--- start Raw data ---

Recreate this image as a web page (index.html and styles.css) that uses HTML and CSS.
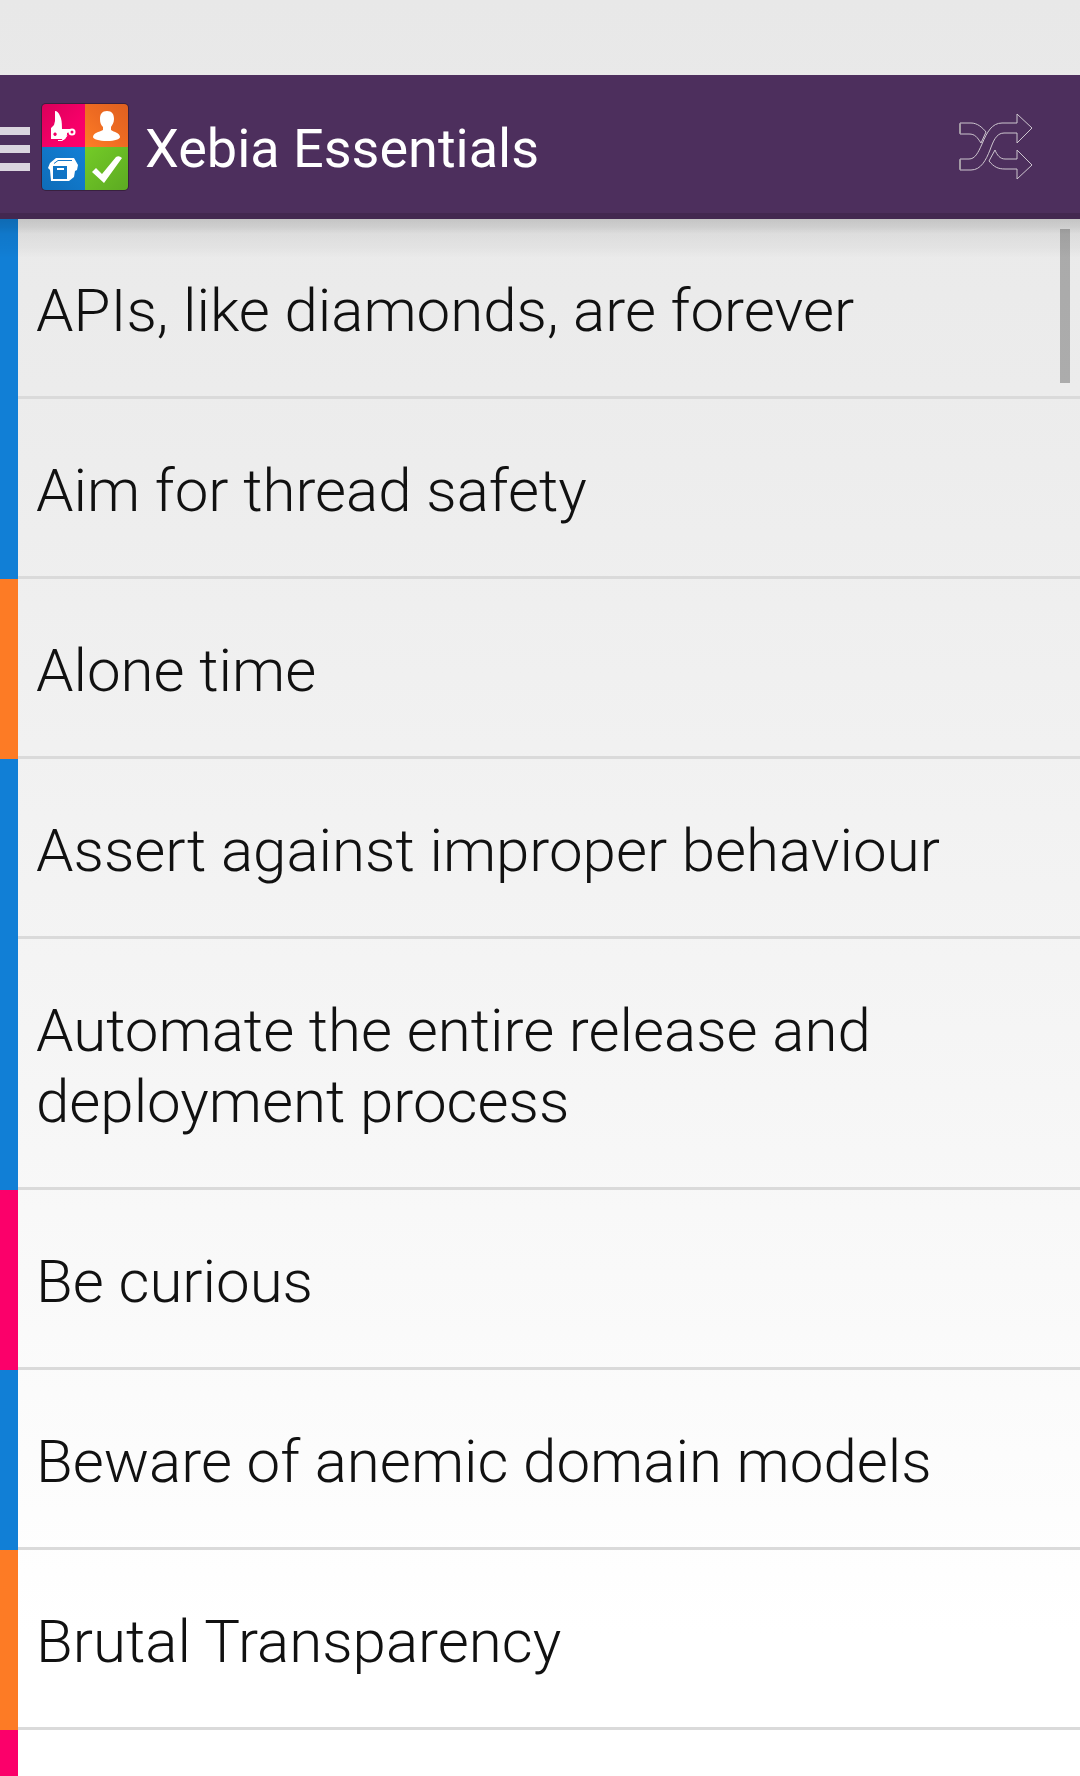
FILE: index.html
```html
<!DOCTYPE html>
<html lang="en">
<head>
<meta charset="utf-8">
<meta name="viewport" content="width=device-width, initial-scale=1">
<title>Xebia Essentials</title>
<link rel="stylesheet" href="styles.css">
</head>
<body>
<header class="bar">
  <button class="menu" type="button" aria-label="Open menu">
    <span class="menu-line"></span>
    <span class="menu-line"></span>
    <span class="menu-line"></span>
  </button>
  <svg class="logo" viewBox="0 0 88 88" aria-hidden="true">
    <defs>
      <linearGradient id="pink" x1="0" y1="0" x2="1" y2="1"><stop offset="0" stop-color="#d9005a"/><stop offset="0.6" stop-color="#f60068"/><stop offset="1" stop-color="#ff006c"/></linearGradient>
      <linearGradient id="orange" x1="1" y1="0" x2="0" y2="1"><stop offset="0" stop-color="#df6020"/><stop offset="0.5" stop-color="#ee6b22"/><stop offset="1" stop-color="#ff7e26"/></linearGradient>
      <linearGradient id="blue" x1="0" y1="1" x2="1" y2="0"><stop offset="0" stop-color="#0f6cb8"/><stop offset="1" stop-color="#1280d6"/></linearGradient>
      <linearGradient id="green" x1="1" y1="1" x2="0" y2="0"><stop offset="0" stop-color="#5caa22"/><stop offset="1" stop-color="#74cb27"/></linearGradient>
      <clipPath id="tile"><rect x="1" y="1" width="86" height="86" rx="4"/></clipPath>
    </defs>
    <rect width="88" height="88" rx="5" fill="#38203f"/>
    <g clip-path="url(#tile)">
      <path fill="url(#pink)" d="M1 1h43v43H1z"/>
      <path fill="url(#orange)" d="M44 1h43v43H44z"/>
      <path fill="url(#blue)" d="M1 44h43v43H1z"/>
      <path fill="url(#green)" d="M44 44h43v43H44z"/>
    </g>
    <path fill="#fff" fill-rule="evenodd" d="M14 8q3 0 5 5 2 3 2 13v10H10V25l3-3 1-4zM14 29.500a1.700 1.700 0 1 0 .1 0z"/>
    <path fill="#fff" d="M20 26h9v3l-3 1v2l3 1-3-1-2 4-3 1z"/>
    <path fill="none" stroke="#fff" d="M17 37.500h4q3-1 5-5"/>
    <circle cx="31" cy="29" r="2.500" fill="none" stroke="#fff" stroke-width="2"/>
    <path fill="#fff" d="M66 8c5 0 7 3 7 8 0 4-2 6-3 8v3c3 2 9 3 9 7 0 2-5 4-13 4s-14-2-14-4c0-4 6-5 10-7v-3c-2-2-3-4-3-8 0-5 2-8 7-8z"/>
    <path fill="#fff" fill-rule="evenodd" d="M15 55h18l4 7-1 5-2 1-1 6-5 4H10L9 67l-2-2 2-5zM12 63v13h14V63z"/>
    <path fill="none" stroke="#1276c8" d="M13 60.500 17 57.500h14"/>
    <path fill="#fff" d="M16 65h7v2h-7z"/>
    <path fill="#fff" d="m51 69 4-4 6 6 14-17q3-2 6 1L63 80z"/>
  </svg>
  <h1 class="title">Xebia Essentials</h1>
  <button class="shuffle" type="button" aria-label="Shuffle">
    <svg viewBox="0 0 76 68" width="76" height="68" fill="none" stroke="#cdc6cf" stroke-width="1" aria-hidden="true">
      <path d="M2 10h11c6 0 11 4 15 9l-5 11c-4-6-6-9-12-9H2q-1-5 0-11z"/>
      <path d="M2 46h9c6 0 9-6 13-15 5-12 10-21 20-21h15V1l15 14-15 15V20H46c-8 0-11 9-14 17-4 10-9 20-19 20H2q-1-6 0-11z"/>
      <path d="m37 37-6 11c5 6 9 8 16 8h12v10l15-14-15-15v9H47c-5 0-8-4-10-9z"/>
      <path stroke="#a39aa4" stroke-width="2" d="M2 11v9M2 47v9"/>
    </svg>
  </button>
</header>
<main class="content">
  <ul class="list">
    <li class="row blue"><a class="link" href="#apis">APIs, like diamonds, are forever</a></li>
    <li class="row blue"><a class="link" href="#thread-safety">Aim for thread safety</a></li>
    <li class="row orange"><a class="link" href="#alone-time">Alone time</a></li>
    <li class="row blue"><a class="link" href="#assert">Assert against improper behaviour</a></li>
    <li class="row blue"><a class="link" href="#automate">Automate the entire release and deployment process</a></li>
    <li class="row pink"><a class="link" href="#curious">Be curious</a></li>
    <li class="row blue"><a class="link" href="#anemic">Beware of anemic domain models</a></li>
    <li class="row orange"><a class="link" href="#transparency">Brutal Transparency</a></li>
    <li class="row pink rest"></li>
  </ul>
  <div class="scrollbar"></div>
</main>
</body>
</html>
```
FILE: styles.css
```css
* {
  box-sizing: border-box;
}

body {
  display: flex;
  flex-direction: column;
  height: 100vh;
  margin: 0;
  padding-top: 75px;
  overflow: hidden;
  background: linear-gradient(#e8e8e8, #ececec 22%, #f5f5f5 58%, #fff 92%);
  font-family: Roboto, "Liberation Sans", sans-serif;
}

.bar {
  display: flex;
  flex: none;
  align-items: center;
  height: 144px;
  padding-right: 46px;
  border-bottom: 6px solid #432850;
  background: #4d2f5d;
}

.menu,
.shuffle {
  padding: 0;
  border: 0;
  background: none;
}

.menu {
  display: flex;
  flex-direction: column;
  gap: 10px;
  width: 30px;
  margin-top: 10px;
}

.menu-line {
  height: 8px;
  background: #dbd5df;
}

.logo {
  width: 88px;
  height: 88px;
  margin: 6px 16px 0 11px;
}

.title {
  flex: 1;
  margin: 10px 0 0;
  color: #fff;
  font-size: 54px;
  font-weight: 400;
  line-height: 64px;
}

.shuffle {
  display: flex;
  margin-top: 6px;
}

.content {
  position: relative;
  display: flex;
  flex: 1;
  min-height: 0;
}

.content::before {
  content: "";
  position: absolute;
  inset: 0 0 auto;
  height: 39px;
  background: linear-gradient(rgba(0, 0, 0, 0.16), rgba(0, 0, 0, 0.12) 20%, rgba(0, 0, 0, 0.06) 38%, rgba(0, 0, 0, 0.03) 75%, transparent);
  pointer-events: none;
}

.list {
  display: flex;
  flex: 1;
  flex-direction: column;
  margin: 0;
  padding: 0;
  list-style: none;
}

.row {
  flex: none;
  border-left: 18px solid;
}

.blue {
  border-color: #117fd6;
}

.orange {
  border-color: #fd7b25;
}

.pink {
  border-color: #fb006a;
}

.rest {
  flex: 1;
}

.link {
  display: block;
  padding: 56px 100px 50px 18px;
  border-bottom: 3px solid #dadada;
  color: #111;
  font-size: 60px;
  font-weight: 300;
  line-height: 71px;
  text-decoration: none;
}

.scrollbar {
  position: absolute;
  top: 10px;
  right: 10px;
  width: 10px;
  height: 154px;
  background: rgba(0, 0, 0, 0.27);
}
```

--- end Raw data ---

• _Short exercise_: Each line of the data is to be duplicated exactly; pictures stay out of the copy.

• _Answer to the exercise_:
Recreate this image as a web page (index.html and styles.css) that uses HTML and CSS.
FILE: index.html
```html
<!DOCTYPE html>
<html lang="en">
<head>
<meta charset="utf-8">
<meta name="viewport" content="width=device-width, initial-scale=1">
<title>Xebia Essentials</title>
<link rel="stylesheet" href="styles.css">
</head>
<body>
<header class="bar">
  <button class="menu" type="button" aria-label="Open menu">
    <span class="menu-line"></span>
    <span class="menu-line"></span>
    <span class="menu-line"></span>
  </button>
  <svg class="logo" viewBox="0 0 88 88" aria-hidden="true">
    <defs>
      <linearGradient id="pink" x1="0" y1="0" x2="1" y2="1"><stop offset="0" stop-color="#d9005a"/><stop offset="0.6" stop-color="#f60068"/><stop offset="1" stop-color="#ff006c"/></linearGradient>
      <linearGradient id="orange" x1="1" y1="0" x2="0" y2="1"><stop offset="0" stop-color="#df6020"/><stop offset="0.5" stop-color="#ee6b22"/><stop offset="1" stop-color="#ff7e26"/></linearGradient>
      <linearGradient id="blue" x1="0" y1="1" x2="1" y2="0"><stop offset="0" stop-color="#0f6cb8"/><stop offset="1" stop-color="#1280d6"/></linearGradient>
      <linearGradient id="green" x1="1" y1="1" x2="0" y2="0"><stop offset="0" stop-color="#5caa22"/><stop offset="1" stop-color="#74cb27"/></linearGradient>
      <clipPath id="tile"><rect x="1" y="1" width="86" height="86" rx="4"/></clipPath>
    </defs>
    <rect width="88" height="88" rx="5" fill="#38203f"/>
    <g clip-path="url(#tile)">
      <path fill="url(#pink)" d="M1 1h43v43H1z"/>
      <path fill="url(#orange)" d="M44 1h43v43H44z"/>
      <path fill="url(#blue)" d="M1 44h43v43H1z"/>
      <path fill="url(#green)" d="M44 44h43v43H44z"/>
    </g>
    <path fill="#fff" fill-rule="evenodd" d="M14 8q3 0 5 5 2 3 2 13v10H10V25l3-3 1-4zM14 29.500a1.700 1.700 0 1 0 .1 0z"/>
    <path fill="#fff" d="M20 26h9v3l-3 1v2l3 1-3-1-2 4-3 1z"/>
    <path fill="none" stroke="#fff" d="M17 37.500h4q3-1 5-5"/>
    <circle cx="31" cy="29" r="2.500" fill="none" stroke="#fff" stroke-width="2"/>
    <path fill="#fff" d="M66 8c5 0 7 3 7 8 0 4-2 6-3 8v3c3 2 9 3 9 7 0 2-5 4-13 4s-14-2-14-4c0-4 6-5 10-7v-3c-2-2-3-4-3-8 0-5 2-8 7-8z"/>
    <path fill="#fff" fill-rule="evenodd" d="M15 55h18l4 7-1 5-2 1-1 6-5 4H10L9 67l-2-2 2-5zM12 63v13h14V63z"/>
    <path fill="none" stroke="#1276c8" d="M13 60.500 17 57.500h14"/>
    <path fill="#fff" d="M16 65h7v2h-7z"/>
    <path fill="#fff" d="m51 69 4-4 6 6 14-17q3-2 6 1L63 80z"/>
  </svg>
  <h1 class="title">Xebia Essentials</h1>
  <button class="shuffle" type="button" aria-label="Shuffle">
    <svg viewBox="0 0 76 68" width="76" height="68" fill="none" stroke="#cdc6cf" stroke-width="1" aria-hidden="true">
      <path d="M2 10h11c6 0 11 4 15 9l-5 11c-4-6-6-9-12-9H2q-1-5 0-11z"/>
      <path d="M2 46h9c6 0 9-6 13-15 5-12 10-21 20-21h15V1l15 14-15 15V20H46c-8 0-11 9-14 17-4 10-9 20-19 20H2q-1-6 0-11z"/>
      <path d="m37 37-6 11c5 6 9 8 16 8h12v10l15-14-15-15v9H47c-5 0-8-4-10-9z"/>
      <path stroke="#a39aa4" stroke-width="2" d="M2 11v9M2 47v9"/>
    </svg>
  </button>
</header>
<main class="content">
  <ul class="list">
    <li class="row blue"><a class="link" href="#apis">APIs, like diamonds, are forever</a></li>
    <li class="row blue"><a class="link" href="#thread-safety">Aim for thread safety</a></li>
    <li class="row orange"><a class="link" href="#alone-time">Alone time</a></li>
    <li class="row blue"><a class="link" href="#assert">Assert against improper behaviour</a></li>
    <li class="row blue"><a class="link" href="#automate">Automate the entire release and deployment process</a></li>
    <li class="row pink"><a class="link" href="#curious">Be curious</a></li>
    <li class="row blue"><a class="link" href="#anemic">Beware of anemic domain models</a></li>
    <li class="row orange"><a class="link" href="#transparency">Brutal Transparency</a></li>
    <li class="row pink rest"></li>
  </ul>
  <div class="scrollbar"></div>
</main>
</body>
</html>
```
FILE: styles.css
```css
* {
  box-sizing: border-box;
}

body {
  display: flex;
  flex-direction: column;
  height: 100vh;
  margin: 0;
  padding-top: 75px;
  overflow: hidden;
  background: linear-gradient(#e8e8e8, #ececec 22%, #f5f5f5 58%, #fff 92%);
  font-family: Roboto, "Liberation Sans", sans-serif;
}

.bar {
  display: flex;
  flex: none;
  align-items: center;
  height: 144px;
  padding-right: 46px;
  border-bottom: 6px solid #432850;
  background: #4d2f5d;
}

.menu,
.shuffle {
  padding: 0;
  border: 0;
  background: none;
}

.menu {
  display: flex;
  flex-direction: column;
  gap: 10px;
  width: 30px;
  margin-top: 10px;
}

.menu-line {
  height: 8px;
  background: #dbd5df;
}

.logo {
  width: 88px;
  height: 88px;
  margin: 6px 16px 0 11px;
}

.title {
  flex: 1;
  margin: 10px 0 0;
  color: #fff;
  font-size: 54px;
  font-weight: 400;
  line-height: 64px;
}

.shuffle {
  display: flex;
  margin-top: 6px;
}

.content {
  position: relative;
  display: flex;
  flex: 1;
  min-height: 0;
}

.content::before {
  content: "";
  position: absolute;
  inset: 0 0 auto;
  height: 39px;
  background: linear-gradient(rgba(0, 0, 0, 0.16), rgba(0, 0, 0, 0.12) 20%, rgba(0, 0, 0, 0.06) 38%, rgba(0, 0, 0, 0.03) 75%, transparent);
  pointer-events: none;
}

.list {
  display: flex;
  flex: 1;
  flex-direction: column;
  margin: 0;
  padding: 0;
  list-style: none;
}

.row {
  flex: none;
  border-left: 18px solid;
}

.blue {
  border-color: #117fd6;
}

.orange {
  border-color: #fd7b25;
}

.pink {
  border-color: #fb006a;
}

.rest {
  flex: 1;
}

.link {
  display: block;
  padding: 56px 100px 50px 18px;
  border-bottom: 3px solid #dadada;
  color: #111;
  font-size: 60px;
  font-weight: 300;
  line-height: 71px;
  text-decoration: none;
}

.scrollbar {
  position: absolute;
  top: 10px;
  right: 10px;
  width: 10px;
  height: 154px;
  background: rgba(0, 0, 0, 0.27);
}
```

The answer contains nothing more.